§ **TASK PROMPT**
Write out the opening lines of the data word for word, up to and including the line with "const MSG = 'セミナー公開時のみ記入して下さい(公開時は必須)。';", and leave every picture and every later line out.

◆ ◆ ◆ ◆ ◆ ◆ ◆

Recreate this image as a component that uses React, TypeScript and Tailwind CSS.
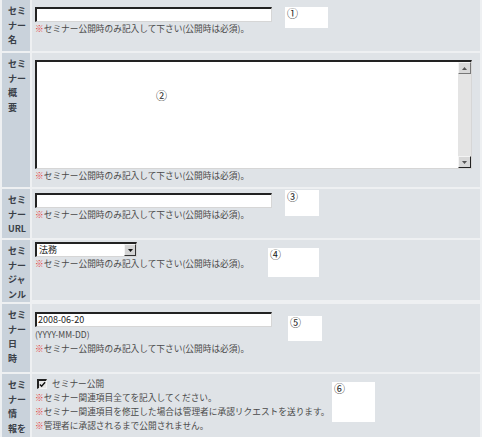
import type { ReactNode } from 'react';

const font = { fontFamily: '"Noto Sans CJK JP", "Noto Sans", sans-serif' };

// 注意書き（赤い※付き）
const Note = ({ children }: { children: ReactNode }) => (
  <div className="text-[8.7px] leading-[14px] text-[#4a4a4a] whitespace-nowrap">
    <span className="text-[#e53935] font-bold">※</span>
    {children}
  </div>
);

// 番号付きの白いボックス
const Marker = ({ n, className }: { n: string; className: string }) => (
  <div className={`absolute bg-white ${className}`}>
    <span className="absolute left-[2px] top-[1px] text-[11px] leading-[11px] text-[#222]">{n}</span>
  </div>
);

const TextInput = ({ value = '' }: { value?: string }) => (
  <div className="w-[237px] h-[15px] bg-white border-t-2 border-l-2 border-t-[#222] border-l-[#222] border-b border-r border-b-[#d6d6d6] border-r-[#d6d6d6] text-[9px] leading-[12px] pl-[1px] text-[#222]">
    {value}
  </div>
);

const Label = ({ lines }: { lines: string[] }) => (
  <div className="bg-[#c9d2db] pl-[6px] pt-[4px] text-[9px] font-bold leading-[14.5px] text-[#3a4048] overflow-hidden">
    {lines.map((l) => (
      <div key={l}>{l}</div>
    ))}
  </div>
);

const MSG = 'セミナー公開時のみ記入して下さい(公開時は必須)。';

function App() {
  return (
    <div className="w-[482px] h-[437px] overflow-hidden bg-[#eef0f2]" style={font}>
      <div className="grid grid-cols-[28px_1fr] gap-x-[2px] gap-y-[2px] pl-[2px] pr-[2px]">
        {/* セミナー名 */}
        <div className="contents">
          <Label lines={['セミ', 'ナー', '名']} />
          <div className="relative h-[51px] bg-[#dfe3e7] pl-[3px] pt-[7px]">
            <TextInput />
            <Note>{MSG}</Note>
            <Marker n="①" className="left-[253px] top-[7px] w-[43px] h-[21px]" />
          </div>
        </div>

        {/* セミナー概要 */}
        <div className="contents">
          <Label lines={['セミ', 'ナー', '概', '要']} />
          <div className="relative h-[134px] bg-[#dfe3e7] pl-[3px] pt-[7px]">
            <div className="flex w-[437px] h-[109px] bg-white border-t-2 border-l-2 border-t-[#222] border-l-[#222] border-b border-r border-b-[#d6d6d6] border-r-[#d6d6d6]">
              <div className="flex-1" />
              <div className="flex flex-col w-[13px] bg-[#e4e4e4]">
                <div className="flex h-[12px] items-center justify-center bg-[#d8d8d8] border border-[#f4f4f4] border-r-[#777] border-b-[#777]">
                  <svg width="5" height="3" viewBox="0 0 5 3"><path d="M0 3 L2.5 0 L5 3Z" fill="#555" /></svg>
                </div>
                <div className="flex-1" />
                <div className="flex h-[12px] items-center justify-center bg-[#d8d8d8] border border-[#f4f4f4] border-r-[#222] border-b-[#222]">
                  <svg width="5" height="3" viewBox="0 0 5 3"><path d="M0 0 L2.5 3 L5 0Z" fill="#555" /></svg>
                </div>
              </div>
            </div>
            <Note>{MSG}</Note>
            <span className="absolute left-[124px] top-[37px] text-[11px] leading-[11px] text-[#222]">②</span>
          </div>
        </div>

        {/* セミナーURL */}
        <div className="contents">
          <Label lines={['セミ', 'ナー', 'URL']} />
          <div className="relative h-[49px] bg-[#dfe3e7] pl-[3px] pt-[4px]">
            <TextInput />
            <Note>{MSG}</Note>
            <Marker n="③" className="left-[253px] top-[1px] w-[34px] h-[26px]" />
          </div>
        </div>

        {/* セミナージャンル */}
        <div className="contents">
          <Label lines={['セミ', 'ナー', 'ジャ', 'ンル']} />
          <div className="relative h-[60px] bg-[#dfe3e7] pl-[3px] pt-[2px]">
            <div className="flex w-[102px] h-[15px] bg-white border-t-2 border-l-2 border-t-[#222] border-l-[#222] border-b border-r border-b-[#d6d6d6] border-r-[#d6d6d6]">
              <div className="flex-1 pl-[2px] text-[9px] leading-[12px] text-[#222]">法務</div>
              <div className="flex w-[12px] items-center justify-center bg-[#d4d4d4] border border-[#f4f4f4] border-r-[#333] border-b-[#333]">
                <svg width="5" height="3" viewBox="0 0 5 3"><path d="M0 0 L2.5 3 L5 0Z" fill="#111" /></svg>
              </div>
            </div>
            <Note>{MSG}</Note>
            <Marker n="④" className="left-[236px] top-[8px] w-[51px] h-[29px]" />
          </div>
        </div>

        {/* セミナー日時 */}
        <div className="contents">
          <Label lines={['セミ', 'ナー', '日', '時']} />
          <div className="relative h-[68px] bg-[#dfe3e7] pl-[3px] pt-[8px]">
            <TextInput value="2008-06-20" />
            <div className="text-[8.5px] leading-[15px] text-[#4a4a4a]">(YYYY-MM-DD)</div>
            <div className="leading-[15px]">
              <Note>{MSG}</Note>
            </div>
            <Marker n="⑤" className="left-[256px] top-[12px] w-[34px] h-[25px]" />
          </div>
        </div>

        {/* セミナー情報を公開 */}
        <div className="contents">
          <Label lines={['セミ', 'ナー', '情', '報を']} />
          <div className="relative h-[90px] bg-[#dfe3e7] pl-[5px] pt-[3px]">
            <div className="flex items-center gap-[5px] h-[14px] text-[8.7px] text-[#4a4a4a]">
              <div className="flex w-[10px] h-[10px] items-center justify-center bg-[#e8e8e8] border-t-2 border-l-2 border-t-[#222] border-l-[#222] border-b border-r border-b-[#f4f4f4] border-r-[#f4f4f4]">
                <svg width="8" height="7" viewBox="0 0 8 7">
                  <path d="M1 3.5 L3 5.5 L7 1" stroke="#111" strokeWidth="1.6" fill="none" />
                </svg>
              </div>
              <span>セミナー公開</span>
            </div>
            <div className="-ml-[2px]">
              <Note>セミナー関連項目全てを記入してください。</Note>
              <Note>セミナー関連項目を修正した場合は管理者に承認リクエストを送ります。</Note>
              <Note>管理者に承認されるまで公開されません。</Note>
            </div>
            <Marker n="⑥" className="left-[300px] top-[8px] w-[43px] h-[40px]" />
          </div>
        </div>
      </div>
    </div>
  );
}

export default App;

◆ ◆ ◆ ◆ ◆ ◆ ◆

§ **ANSWER TO THIS PROBLEM**
Recreate this image as a component that uses React, TypeScript and Tailwind CSS.
import type { ReactNode } from 'react';

const font = { fontFamily: '"Noto Sans CJK JP", "Noto Sans", sans-serif' };

// 注意書き（赤い※付き）
const Note = ({ children }: { children: ReactNode }) => (
  <div className="text-[8.7px] leading-[14px] text-[#4a4a4a] whitespace-nowrap">
    <span className="text-[#e53935] font-bold">※</span>
    {children}
  </div>
);

// 番号付きの白いボックス
const Marker = ({ n, className }: { n: string; className: string }) => (
  <div className={`absolute bg-white ${className}`}>
    <span className="absolute left-[2px] top-[1px] text-[11px] leading-[11px] text-[#222]">{n}</span>
  </div>
);

const TextInput = ({ value = '' }: { value?: string }) => (
  <div className="w-[237px] h-[15px] bg-white border-t-2 border-l-2 border-t-[#222] border-l-[#222] border-b border-r border-b-[#d6d6d6] border-r-[#d6d6d6] text-[9px] leading-[12px] pl-[1px] text-[#222]">
    {value}
  </div>
);

const Label = ({ lines }: { lines: string[] }) => (
  <div className="bg-[#c9d2db] pl-[6px] pt-[4px] text-[9px] font-bold leading-[14.5px] text-[#3a4048] overflow-hidden">
    {lines.map((l) => (
      <div key={l}>{l}</div>
    ))}
  </div>
);

const MSG = 'セミナー公開時のみ記入して下さい(公開時は必須)。';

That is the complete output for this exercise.